Spreading out when you invest is a good idea, especially if you’re risk-averse. It effectively reduces the average cost basis of your investment—and hence, your breakeven point, an approach known as averaging down.

Here’s an example. Let’s say you have $500 to invest in a mutual fund every month. In the first month, the price is $50 per share, so you end up with 10 shares. The next month, the fund’s price falls to $25 per share, so your $500 buys 20 shares. After two months, you would have bought 30 shares at an average cost of $33.33.

Using dollar-cost averaging, you only need to commit $500 per month in order to reach the annual limit, or $250 every two weeks, if you invest on a paycheck-to-paycheck basis.

4. Investing the Assets in Your IRA

Opening an IRA at a bank involves very little decision-making, as you can simply go for the best CD rates and terms you can find. If the possibly stronger returns of a brokerage-based IRA intrigue you, be ready to make some further decisions.

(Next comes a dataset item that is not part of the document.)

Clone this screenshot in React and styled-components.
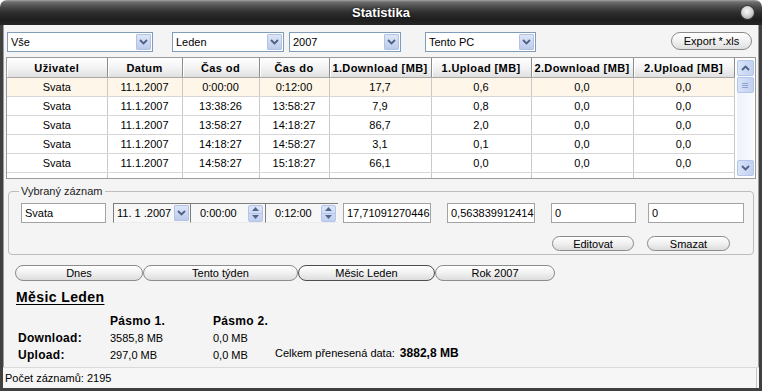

After your IRA is ready, the final thing to do is choose your investments. More specifically, you’ll need to select from an array of mutual funds, bonds, stocks, exchange-traded funds (ETFs) and more. Those nearing retirement often stick to bonds, ETFs and cash allocations, whereas anyone who’s a ways away from retiring can afford to be riskier in the interest of higher returns.

If you’re new to investing, mutual funds and ETFs tend to be the simplest options. A mutual fund typically holds a pool of assets, including stocks, bonds and money market funds. ETFs work similarly, only they tend to focus on specific risk tolerances and market sectors. Both are professionally managed for you when you buy into them.

While you’re more than welcome to manage your own IRA investment portfolio, it might be worthwhile to have a financial advisor help you. Advisors can also aid you in building a long-term financial plan that covers things like college savings, estate planning, tax planning and more.